Tally the lines in the data that follows that include the word "this", and report nothing but the total.

— Start Data shown —

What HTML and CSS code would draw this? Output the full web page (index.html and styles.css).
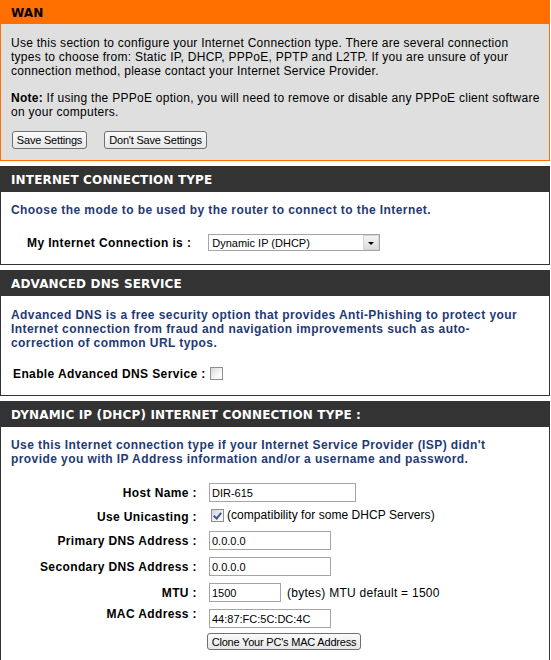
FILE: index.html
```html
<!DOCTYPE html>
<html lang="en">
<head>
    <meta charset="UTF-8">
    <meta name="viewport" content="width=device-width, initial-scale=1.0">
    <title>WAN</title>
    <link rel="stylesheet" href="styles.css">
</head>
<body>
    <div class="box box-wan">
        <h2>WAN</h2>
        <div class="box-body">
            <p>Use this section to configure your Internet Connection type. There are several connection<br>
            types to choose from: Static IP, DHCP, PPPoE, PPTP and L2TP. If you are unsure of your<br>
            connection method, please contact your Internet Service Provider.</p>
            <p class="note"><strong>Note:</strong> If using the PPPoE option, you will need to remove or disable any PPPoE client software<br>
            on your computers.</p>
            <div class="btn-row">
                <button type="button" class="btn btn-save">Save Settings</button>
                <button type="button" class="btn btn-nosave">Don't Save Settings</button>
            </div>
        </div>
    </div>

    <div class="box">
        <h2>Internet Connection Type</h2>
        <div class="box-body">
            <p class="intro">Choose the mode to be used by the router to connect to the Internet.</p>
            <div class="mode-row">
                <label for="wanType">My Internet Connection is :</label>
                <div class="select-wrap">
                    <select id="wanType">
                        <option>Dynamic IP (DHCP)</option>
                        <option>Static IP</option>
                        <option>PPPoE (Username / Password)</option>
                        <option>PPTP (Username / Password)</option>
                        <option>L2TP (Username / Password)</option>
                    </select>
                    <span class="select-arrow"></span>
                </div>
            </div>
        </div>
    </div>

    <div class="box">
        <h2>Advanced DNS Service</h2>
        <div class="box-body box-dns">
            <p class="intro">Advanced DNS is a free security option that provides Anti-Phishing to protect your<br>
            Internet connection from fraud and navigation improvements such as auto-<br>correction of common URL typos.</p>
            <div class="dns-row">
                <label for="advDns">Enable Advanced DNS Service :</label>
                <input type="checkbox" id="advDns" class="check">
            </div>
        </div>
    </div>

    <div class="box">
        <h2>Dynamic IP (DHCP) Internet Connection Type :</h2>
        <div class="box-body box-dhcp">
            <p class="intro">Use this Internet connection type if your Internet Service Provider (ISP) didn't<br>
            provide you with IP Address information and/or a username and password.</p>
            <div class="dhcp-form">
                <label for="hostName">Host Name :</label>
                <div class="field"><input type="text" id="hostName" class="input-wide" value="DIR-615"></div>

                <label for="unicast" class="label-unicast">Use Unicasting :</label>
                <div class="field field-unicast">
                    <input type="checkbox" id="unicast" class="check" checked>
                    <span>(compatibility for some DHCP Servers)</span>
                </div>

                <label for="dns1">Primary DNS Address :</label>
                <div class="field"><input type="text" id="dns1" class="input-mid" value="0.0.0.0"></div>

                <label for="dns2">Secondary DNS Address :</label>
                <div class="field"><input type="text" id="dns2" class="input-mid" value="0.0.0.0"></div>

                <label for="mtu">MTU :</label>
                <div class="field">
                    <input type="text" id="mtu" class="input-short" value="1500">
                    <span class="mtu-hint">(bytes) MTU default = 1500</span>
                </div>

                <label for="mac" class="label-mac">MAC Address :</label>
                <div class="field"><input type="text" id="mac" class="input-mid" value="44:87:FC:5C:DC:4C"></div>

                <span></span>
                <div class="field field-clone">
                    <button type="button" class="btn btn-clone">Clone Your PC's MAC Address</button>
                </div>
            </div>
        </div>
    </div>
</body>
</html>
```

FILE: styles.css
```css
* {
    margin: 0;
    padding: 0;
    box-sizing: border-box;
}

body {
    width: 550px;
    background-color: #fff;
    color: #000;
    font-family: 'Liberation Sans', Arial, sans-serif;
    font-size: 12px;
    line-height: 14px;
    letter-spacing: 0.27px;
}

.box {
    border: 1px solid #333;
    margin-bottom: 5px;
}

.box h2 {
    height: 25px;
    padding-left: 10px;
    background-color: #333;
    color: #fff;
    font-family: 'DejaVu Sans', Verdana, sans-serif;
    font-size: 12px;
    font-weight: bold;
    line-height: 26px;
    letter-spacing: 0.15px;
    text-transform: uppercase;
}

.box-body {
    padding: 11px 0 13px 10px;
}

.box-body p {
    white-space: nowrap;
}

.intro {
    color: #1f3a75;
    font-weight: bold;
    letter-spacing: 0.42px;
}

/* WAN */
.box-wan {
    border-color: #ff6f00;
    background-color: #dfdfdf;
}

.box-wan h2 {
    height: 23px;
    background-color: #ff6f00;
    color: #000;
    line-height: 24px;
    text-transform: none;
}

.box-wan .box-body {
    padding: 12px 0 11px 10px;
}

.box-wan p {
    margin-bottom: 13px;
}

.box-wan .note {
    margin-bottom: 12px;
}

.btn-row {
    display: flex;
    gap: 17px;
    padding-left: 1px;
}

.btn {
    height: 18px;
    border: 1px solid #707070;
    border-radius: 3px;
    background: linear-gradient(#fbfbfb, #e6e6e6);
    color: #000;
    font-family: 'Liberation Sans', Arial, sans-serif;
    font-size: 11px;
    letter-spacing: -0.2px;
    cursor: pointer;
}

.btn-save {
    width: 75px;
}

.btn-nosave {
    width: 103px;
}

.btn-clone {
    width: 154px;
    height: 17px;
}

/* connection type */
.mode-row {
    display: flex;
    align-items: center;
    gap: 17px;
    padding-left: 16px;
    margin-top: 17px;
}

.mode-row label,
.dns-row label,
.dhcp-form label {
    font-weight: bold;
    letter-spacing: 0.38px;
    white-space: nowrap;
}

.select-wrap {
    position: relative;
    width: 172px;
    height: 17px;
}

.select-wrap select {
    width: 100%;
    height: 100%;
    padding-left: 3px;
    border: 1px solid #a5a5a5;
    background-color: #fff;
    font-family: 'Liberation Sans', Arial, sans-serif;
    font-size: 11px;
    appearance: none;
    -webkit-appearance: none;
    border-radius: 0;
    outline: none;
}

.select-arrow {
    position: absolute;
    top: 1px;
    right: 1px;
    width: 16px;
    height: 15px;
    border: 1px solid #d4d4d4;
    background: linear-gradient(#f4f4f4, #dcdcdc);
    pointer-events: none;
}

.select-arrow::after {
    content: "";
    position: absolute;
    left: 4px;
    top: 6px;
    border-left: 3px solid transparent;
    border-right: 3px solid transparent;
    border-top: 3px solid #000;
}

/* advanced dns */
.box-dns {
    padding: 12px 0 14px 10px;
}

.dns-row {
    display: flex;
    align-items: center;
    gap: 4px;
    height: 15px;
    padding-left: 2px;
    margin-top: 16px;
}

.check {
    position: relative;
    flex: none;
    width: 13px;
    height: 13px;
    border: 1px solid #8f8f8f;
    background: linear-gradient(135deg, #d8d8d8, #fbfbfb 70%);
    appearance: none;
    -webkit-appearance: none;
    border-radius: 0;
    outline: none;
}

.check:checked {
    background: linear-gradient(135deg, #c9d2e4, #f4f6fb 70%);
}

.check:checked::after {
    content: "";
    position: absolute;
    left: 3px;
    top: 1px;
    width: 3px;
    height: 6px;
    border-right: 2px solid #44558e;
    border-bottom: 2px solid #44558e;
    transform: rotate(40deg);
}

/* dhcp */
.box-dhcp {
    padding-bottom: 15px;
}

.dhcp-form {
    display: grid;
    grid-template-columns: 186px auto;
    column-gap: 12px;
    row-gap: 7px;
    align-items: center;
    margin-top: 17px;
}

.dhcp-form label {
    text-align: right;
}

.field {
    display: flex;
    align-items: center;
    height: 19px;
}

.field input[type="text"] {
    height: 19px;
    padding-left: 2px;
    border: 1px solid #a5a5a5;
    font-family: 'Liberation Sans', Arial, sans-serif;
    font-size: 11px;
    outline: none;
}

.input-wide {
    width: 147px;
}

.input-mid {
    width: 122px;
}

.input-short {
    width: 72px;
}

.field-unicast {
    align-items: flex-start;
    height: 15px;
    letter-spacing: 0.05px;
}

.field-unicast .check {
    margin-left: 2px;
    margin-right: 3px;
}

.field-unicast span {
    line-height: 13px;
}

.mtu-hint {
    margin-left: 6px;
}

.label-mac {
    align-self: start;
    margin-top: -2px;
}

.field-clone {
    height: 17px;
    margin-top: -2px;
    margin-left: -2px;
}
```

— End Data shown —

Solution to the exercise >>
3